EXERCISE DESCRIPTION:
Pick out the lines below with "screenshot" and list them.

>> BEGIN MATERIAL

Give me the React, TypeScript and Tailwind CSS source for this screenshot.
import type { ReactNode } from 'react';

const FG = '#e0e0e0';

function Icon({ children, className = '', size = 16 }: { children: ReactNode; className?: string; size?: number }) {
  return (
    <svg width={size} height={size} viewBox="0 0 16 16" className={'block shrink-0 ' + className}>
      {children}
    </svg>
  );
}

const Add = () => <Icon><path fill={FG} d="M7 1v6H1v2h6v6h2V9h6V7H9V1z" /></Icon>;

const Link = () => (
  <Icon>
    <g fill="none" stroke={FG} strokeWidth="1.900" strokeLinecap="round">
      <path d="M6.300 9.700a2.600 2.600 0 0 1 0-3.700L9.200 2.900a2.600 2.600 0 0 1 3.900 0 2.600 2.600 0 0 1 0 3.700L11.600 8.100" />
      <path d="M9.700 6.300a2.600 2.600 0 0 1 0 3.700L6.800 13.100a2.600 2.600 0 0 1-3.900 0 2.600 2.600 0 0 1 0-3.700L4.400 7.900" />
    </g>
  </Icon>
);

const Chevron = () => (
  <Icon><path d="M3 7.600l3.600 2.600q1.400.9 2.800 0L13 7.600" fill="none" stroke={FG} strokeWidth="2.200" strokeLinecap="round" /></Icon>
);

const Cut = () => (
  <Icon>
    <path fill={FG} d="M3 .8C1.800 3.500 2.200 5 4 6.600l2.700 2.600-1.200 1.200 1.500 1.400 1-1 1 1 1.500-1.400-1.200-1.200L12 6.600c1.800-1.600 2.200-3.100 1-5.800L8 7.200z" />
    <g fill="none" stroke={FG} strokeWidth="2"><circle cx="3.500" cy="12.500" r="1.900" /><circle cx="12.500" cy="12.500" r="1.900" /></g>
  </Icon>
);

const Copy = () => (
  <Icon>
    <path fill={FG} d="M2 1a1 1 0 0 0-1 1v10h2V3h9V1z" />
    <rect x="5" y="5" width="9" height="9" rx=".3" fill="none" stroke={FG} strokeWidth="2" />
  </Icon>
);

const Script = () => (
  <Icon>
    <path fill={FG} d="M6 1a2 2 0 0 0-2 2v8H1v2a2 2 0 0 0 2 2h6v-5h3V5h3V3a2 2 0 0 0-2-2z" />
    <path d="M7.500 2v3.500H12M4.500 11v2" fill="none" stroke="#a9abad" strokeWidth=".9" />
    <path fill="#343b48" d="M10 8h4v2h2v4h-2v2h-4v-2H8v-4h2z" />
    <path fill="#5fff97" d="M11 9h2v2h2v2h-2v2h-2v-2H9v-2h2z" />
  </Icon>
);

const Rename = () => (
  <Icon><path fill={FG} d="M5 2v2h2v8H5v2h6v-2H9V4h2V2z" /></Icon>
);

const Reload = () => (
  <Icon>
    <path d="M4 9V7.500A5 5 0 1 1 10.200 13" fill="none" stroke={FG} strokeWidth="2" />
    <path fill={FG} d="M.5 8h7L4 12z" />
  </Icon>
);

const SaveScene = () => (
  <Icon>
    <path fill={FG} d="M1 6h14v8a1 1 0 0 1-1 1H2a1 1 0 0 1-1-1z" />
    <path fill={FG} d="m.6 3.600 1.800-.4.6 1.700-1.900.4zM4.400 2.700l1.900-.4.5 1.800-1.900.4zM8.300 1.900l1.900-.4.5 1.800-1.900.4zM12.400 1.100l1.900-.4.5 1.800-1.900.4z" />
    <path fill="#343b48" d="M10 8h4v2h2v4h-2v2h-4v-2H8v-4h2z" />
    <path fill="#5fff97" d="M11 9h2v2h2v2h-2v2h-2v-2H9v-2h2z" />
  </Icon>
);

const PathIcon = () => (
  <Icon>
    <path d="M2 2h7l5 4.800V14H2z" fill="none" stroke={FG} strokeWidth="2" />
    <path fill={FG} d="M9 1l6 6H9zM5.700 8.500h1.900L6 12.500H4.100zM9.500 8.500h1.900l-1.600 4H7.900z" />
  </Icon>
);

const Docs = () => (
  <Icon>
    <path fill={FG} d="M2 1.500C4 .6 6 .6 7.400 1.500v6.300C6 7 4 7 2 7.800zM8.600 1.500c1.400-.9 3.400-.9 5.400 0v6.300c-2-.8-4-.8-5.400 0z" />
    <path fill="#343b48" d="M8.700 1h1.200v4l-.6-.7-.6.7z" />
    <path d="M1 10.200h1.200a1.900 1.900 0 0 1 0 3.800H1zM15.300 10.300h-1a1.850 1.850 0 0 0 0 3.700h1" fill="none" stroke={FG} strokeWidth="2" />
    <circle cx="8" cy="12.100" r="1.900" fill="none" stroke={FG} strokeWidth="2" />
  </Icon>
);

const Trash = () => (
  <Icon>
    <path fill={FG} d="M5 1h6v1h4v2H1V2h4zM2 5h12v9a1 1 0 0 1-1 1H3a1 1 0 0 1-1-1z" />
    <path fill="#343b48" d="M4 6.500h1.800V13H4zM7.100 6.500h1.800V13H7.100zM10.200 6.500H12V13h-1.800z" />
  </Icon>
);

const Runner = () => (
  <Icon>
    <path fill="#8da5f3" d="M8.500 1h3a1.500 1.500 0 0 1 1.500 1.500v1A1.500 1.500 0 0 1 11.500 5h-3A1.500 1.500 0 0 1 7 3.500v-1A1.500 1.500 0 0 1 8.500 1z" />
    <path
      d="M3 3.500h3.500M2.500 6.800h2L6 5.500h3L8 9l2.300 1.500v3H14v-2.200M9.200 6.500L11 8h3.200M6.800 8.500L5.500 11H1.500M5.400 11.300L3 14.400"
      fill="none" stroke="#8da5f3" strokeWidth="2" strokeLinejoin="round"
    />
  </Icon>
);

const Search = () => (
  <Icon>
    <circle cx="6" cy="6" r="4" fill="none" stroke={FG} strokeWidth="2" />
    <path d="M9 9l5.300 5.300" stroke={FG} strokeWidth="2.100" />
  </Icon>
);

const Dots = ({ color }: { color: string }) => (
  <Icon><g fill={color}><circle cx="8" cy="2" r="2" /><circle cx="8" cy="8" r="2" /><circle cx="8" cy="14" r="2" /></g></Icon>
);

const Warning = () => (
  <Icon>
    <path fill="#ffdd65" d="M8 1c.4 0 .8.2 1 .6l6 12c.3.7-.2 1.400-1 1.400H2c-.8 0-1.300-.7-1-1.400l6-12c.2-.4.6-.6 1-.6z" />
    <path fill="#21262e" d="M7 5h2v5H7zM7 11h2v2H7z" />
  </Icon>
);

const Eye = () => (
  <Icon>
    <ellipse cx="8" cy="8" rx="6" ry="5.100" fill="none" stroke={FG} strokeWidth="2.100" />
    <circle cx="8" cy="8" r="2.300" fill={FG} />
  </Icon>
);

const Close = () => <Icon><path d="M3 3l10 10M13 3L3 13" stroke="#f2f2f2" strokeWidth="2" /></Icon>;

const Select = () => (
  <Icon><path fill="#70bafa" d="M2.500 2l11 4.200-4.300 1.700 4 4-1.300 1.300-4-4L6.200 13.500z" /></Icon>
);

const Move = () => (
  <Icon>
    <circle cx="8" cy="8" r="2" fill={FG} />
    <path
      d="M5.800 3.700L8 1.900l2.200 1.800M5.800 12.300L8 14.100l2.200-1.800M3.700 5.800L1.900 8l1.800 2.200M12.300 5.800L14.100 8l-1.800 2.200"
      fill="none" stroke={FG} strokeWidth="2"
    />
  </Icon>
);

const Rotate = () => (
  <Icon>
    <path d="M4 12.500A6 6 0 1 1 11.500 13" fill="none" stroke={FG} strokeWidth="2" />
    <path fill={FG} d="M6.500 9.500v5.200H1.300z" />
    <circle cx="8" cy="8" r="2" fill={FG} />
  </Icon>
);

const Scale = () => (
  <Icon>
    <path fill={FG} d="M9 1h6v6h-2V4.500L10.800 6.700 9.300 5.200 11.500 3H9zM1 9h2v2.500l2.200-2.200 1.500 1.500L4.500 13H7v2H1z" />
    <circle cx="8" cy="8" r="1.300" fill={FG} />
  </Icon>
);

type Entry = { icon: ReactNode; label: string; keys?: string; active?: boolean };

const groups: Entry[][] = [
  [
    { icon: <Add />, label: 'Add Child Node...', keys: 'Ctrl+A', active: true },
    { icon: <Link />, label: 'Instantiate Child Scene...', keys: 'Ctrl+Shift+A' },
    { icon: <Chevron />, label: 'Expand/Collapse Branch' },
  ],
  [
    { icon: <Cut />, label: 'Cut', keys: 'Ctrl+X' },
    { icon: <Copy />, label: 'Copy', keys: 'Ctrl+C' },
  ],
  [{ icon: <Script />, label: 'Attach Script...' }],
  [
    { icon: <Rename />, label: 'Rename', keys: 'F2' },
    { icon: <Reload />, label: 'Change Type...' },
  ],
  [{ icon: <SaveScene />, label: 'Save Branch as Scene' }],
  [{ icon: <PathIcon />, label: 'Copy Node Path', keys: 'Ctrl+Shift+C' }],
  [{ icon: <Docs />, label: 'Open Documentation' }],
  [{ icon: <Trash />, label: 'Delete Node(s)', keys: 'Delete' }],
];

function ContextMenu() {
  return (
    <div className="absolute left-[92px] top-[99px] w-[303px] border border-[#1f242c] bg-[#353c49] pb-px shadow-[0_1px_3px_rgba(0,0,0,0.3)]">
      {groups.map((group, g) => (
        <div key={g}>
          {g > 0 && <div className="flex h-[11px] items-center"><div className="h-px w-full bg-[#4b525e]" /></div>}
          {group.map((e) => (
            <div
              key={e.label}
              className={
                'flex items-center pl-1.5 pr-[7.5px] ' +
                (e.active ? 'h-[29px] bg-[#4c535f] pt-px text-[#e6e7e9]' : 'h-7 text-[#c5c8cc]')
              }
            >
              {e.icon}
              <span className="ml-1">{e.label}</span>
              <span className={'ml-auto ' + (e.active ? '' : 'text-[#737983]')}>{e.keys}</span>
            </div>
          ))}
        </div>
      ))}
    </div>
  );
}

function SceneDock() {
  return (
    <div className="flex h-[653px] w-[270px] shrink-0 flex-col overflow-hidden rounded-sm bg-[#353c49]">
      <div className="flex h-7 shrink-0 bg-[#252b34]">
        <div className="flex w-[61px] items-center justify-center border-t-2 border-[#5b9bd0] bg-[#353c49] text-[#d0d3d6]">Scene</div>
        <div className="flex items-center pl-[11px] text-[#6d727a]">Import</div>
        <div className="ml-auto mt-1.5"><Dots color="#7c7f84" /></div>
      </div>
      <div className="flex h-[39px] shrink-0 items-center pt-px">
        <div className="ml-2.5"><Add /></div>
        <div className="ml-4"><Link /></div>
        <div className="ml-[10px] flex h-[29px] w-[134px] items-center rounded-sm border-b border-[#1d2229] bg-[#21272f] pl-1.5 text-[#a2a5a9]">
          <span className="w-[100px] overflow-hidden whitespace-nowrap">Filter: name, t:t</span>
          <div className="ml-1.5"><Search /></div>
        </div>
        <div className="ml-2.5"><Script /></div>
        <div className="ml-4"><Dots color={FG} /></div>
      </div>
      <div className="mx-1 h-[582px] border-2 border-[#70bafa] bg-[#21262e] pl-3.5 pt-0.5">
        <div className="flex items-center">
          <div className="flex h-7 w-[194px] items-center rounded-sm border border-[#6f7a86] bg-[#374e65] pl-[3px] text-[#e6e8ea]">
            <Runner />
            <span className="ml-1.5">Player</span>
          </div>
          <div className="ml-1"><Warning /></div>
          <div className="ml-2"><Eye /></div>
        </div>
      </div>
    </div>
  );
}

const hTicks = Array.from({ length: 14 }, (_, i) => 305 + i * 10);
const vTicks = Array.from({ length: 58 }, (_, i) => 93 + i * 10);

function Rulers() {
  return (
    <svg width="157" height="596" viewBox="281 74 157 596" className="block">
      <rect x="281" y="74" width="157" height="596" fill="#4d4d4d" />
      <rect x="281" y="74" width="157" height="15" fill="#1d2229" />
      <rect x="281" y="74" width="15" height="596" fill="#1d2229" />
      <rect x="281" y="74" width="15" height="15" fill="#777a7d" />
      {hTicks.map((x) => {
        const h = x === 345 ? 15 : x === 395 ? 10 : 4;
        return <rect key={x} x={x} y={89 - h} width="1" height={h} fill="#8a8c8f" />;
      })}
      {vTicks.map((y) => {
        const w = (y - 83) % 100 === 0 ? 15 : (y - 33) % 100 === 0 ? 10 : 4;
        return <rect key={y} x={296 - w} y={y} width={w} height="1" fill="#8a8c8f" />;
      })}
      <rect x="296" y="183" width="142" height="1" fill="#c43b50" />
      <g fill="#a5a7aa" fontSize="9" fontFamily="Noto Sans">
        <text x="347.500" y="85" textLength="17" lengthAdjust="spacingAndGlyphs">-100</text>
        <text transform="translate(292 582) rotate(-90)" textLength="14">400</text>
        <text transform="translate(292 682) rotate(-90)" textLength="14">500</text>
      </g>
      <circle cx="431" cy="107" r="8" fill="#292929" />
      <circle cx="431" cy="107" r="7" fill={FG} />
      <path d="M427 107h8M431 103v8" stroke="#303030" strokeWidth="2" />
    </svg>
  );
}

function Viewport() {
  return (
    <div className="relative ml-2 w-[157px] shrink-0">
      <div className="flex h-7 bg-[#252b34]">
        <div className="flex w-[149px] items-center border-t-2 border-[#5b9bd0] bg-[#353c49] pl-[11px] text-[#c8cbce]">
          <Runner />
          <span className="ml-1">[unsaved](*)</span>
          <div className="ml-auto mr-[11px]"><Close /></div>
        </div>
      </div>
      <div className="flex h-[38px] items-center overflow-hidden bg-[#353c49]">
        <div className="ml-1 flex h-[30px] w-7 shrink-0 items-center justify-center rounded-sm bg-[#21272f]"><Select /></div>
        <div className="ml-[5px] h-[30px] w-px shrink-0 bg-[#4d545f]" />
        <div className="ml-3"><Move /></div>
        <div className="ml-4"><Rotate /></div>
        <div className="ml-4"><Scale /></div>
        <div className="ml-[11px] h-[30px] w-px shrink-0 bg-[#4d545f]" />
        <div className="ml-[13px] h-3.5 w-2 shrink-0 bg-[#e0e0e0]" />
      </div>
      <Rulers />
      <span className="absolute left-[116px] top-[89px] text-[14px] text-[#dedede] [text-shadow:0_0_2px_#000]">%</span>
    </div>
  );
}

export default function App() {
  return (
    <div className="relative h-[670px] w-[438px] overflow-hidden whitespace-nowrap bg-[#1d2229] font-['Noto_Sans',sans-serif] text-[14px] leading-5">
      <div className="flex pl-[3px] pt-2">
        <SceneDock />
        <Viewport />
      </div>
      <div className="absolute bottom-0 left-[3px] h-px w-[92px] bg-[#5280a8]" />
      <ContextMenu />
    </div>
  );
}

>> END MATERIAL
>> BEGIN MATERIAL

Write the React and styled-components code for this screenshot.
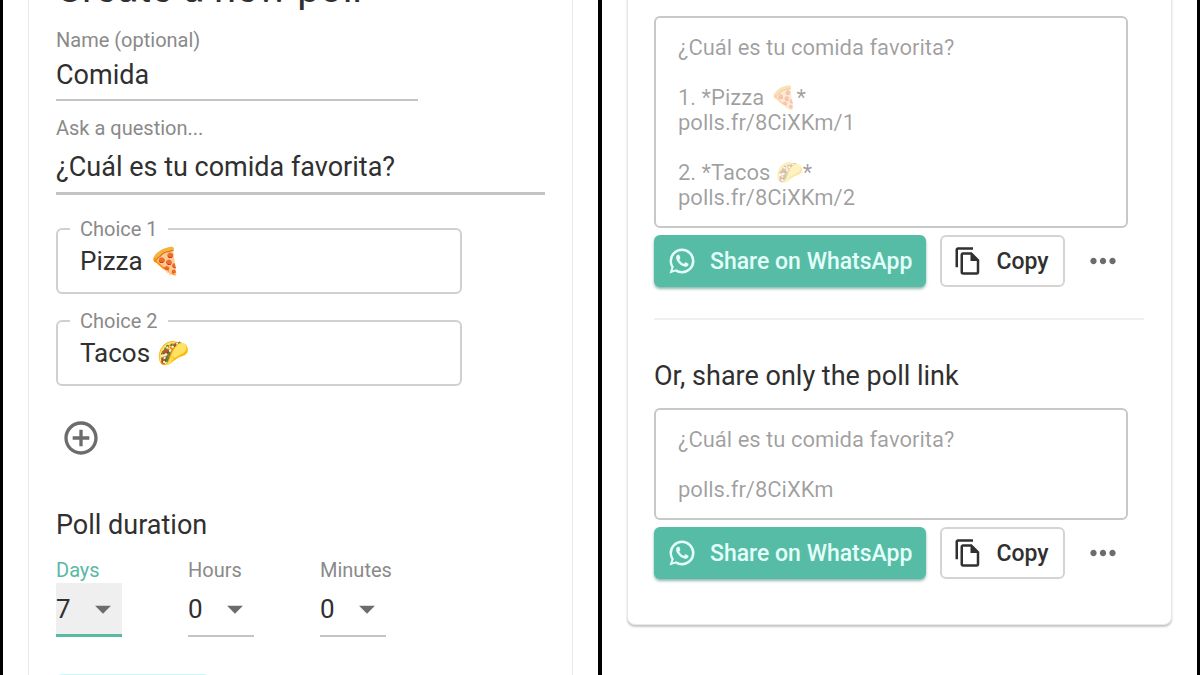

>> END MATERIAL

THE COMPLETED TASK:
Give me the React, TypeScript and Tailwind CSS source for this screenshot.
Write the React and styled-components code for this screenshot.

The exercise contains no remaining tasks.